The Biden administration has been absolutely dreadful—period. On foreign policy, just awful. But one of the things it has been awful on is completely rejecting the attempts to find a negotiating path forward that Iran has tried repeatedly to initiate.
This is the big question again for President Trump: Will an American president do something completely different? Netanyahu is after something that is not in America’s interest. I don’t think it’s in Israel’s interest either. It is a matter of zealotry and extremism—not in Israel’s interest at all. But what it has done is create chaos, and Netanyahu wants more chaos through a war with Iran.

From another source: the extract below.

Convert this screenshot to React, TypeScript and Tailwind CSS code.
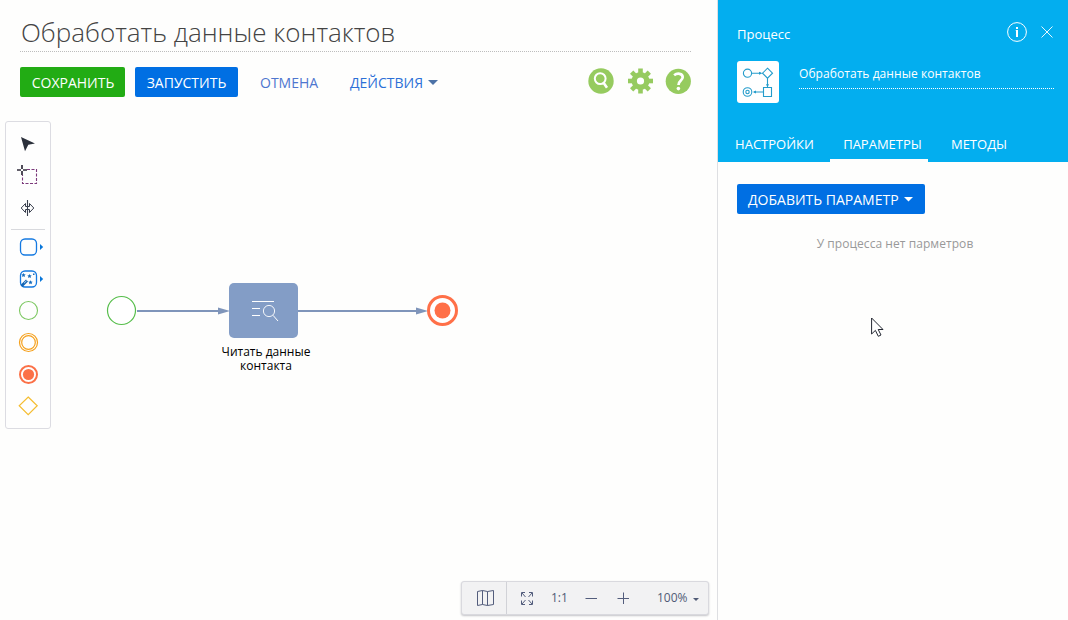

Andrew Napolitano: Let me ask you one more topic—and that’s Russia. President Trump, over the weekend, posted on Truth Social a statement to the effect that the Assad regime collapsed because its patron abandoned it. He referred to Vladimir Putin as the patron. Probably not a very good diplomatic move, but is there any truth in what Trump said?
Jeffrey Sachs: Well, I think the Russians supported the Assad government, that’s for sure. But they were not the patron. In fact, from a military point of view, it’s clear that Hezbollah was the main defender of the Assad government.
By the way, Assad, from every account, made countless blunders and mistakes that led to his ruin. That should be noted. But it’s a ruin that was the target of the U.S. and Israel for 13 years—through the CIA, Israel, Turkey, bombing, sanctions, and the U.S. grabbing Syria’s oil fields. Everything you can imagine to weaken them.
On the military side, the main backer was Iran and Hezbollah.
Andrew Napolitano: Professor Sachs, thank you very much for your unique and gifted analysis of all this. It’s been a hectic day for us here, and I know for you as you try to get information from various sources as to what happened. If you come up with more information…
Jeffrey Sachs: …of course, we’re watching very, very closely.
Andrew Napolitano: Thank you. Please come back to us. Thank you, Professor. All the best.